In any event, I'd more or less forgotten about the Groove, but received an email that someone had posted a comment to the thread. This turned out to be "Dave," an ex-policeman who has had the Groove installed, is quite satisfied, and posted to defend Ron against a "hatchet job." I replied that I believe that both he and Ron believe, but that none of this constitutes evidence.

But let's take a look. Kyle's 1993 GMC truck was claimed to exhibit a 125% increase in miles per gallon. So, call the initial m.p.g. "x." Then, after the modification, the m.p.g., with a 125% increase, he would be getting 2.25x miles per gallon. Inverting this fraction, that means he's using 1/2.25 or 4/9 as many gallons per mile. The conclusion is that the other 5/9 of the gallons were not burned or were burned in such a way as to not move the car. To emphasize, this is NOT the 75% of the heat from burned fuel that's wasted due to thermodynamic limitations, friction, etc., this is fuel that is supposedly NOT BURNED! How about a tangible example? Suppose that Kyle has an 18 gallon tank. Every time he filled up pre-Groove, 10 of those gallons were not burned. This is Kyle and Ron's claim!

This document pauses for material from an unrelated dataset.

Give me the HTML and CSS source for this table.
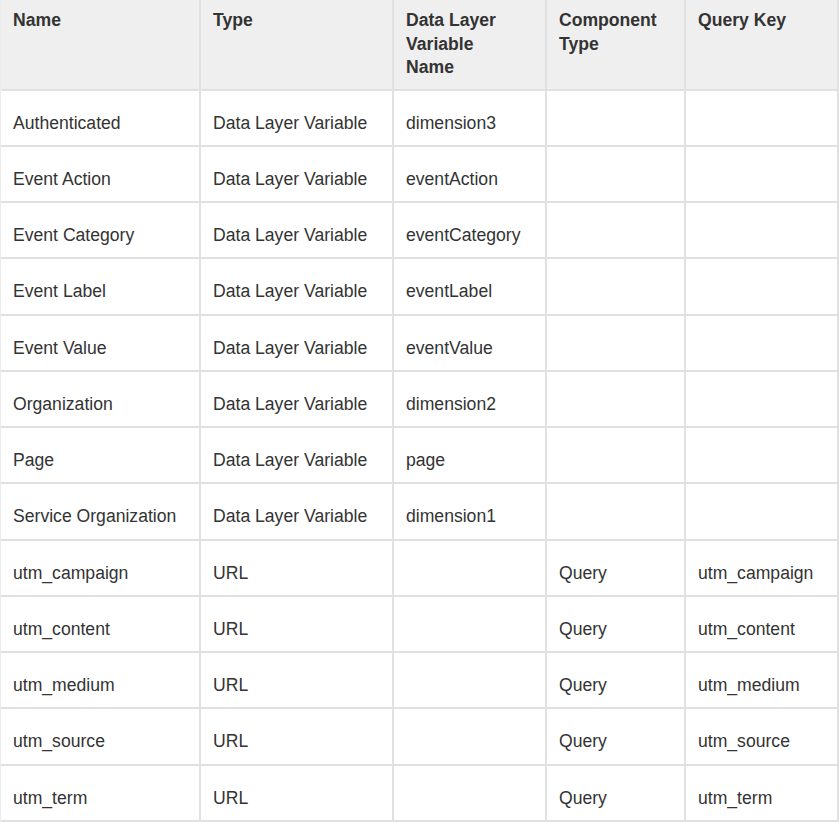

This is about as good an example as could be hoped for of the futility of reliance on anecdotal testimonial evidence. I am reasonably sure that not only Kyle and Dave and the other youtube stars on the Groove web site, but that Ron Hatton as well are truly convinced of the efficacy of this simple modification.

And yet I am not claiming that the Groove produces no benefits, only that there's no valid evidence that it does produce them. If Ron stated that the result of multiple runs of blind testing of otherwise identical vehicles under controlled conditions showed an improvement of 5% in m.p.g. with a standard deviation of 1.5% and a confidence level greater than 95% I'd believe it and consider the modifcation for my vehicle. But I wouldn't consider spending $500 based on a series of enthusiastic youtube testimonials.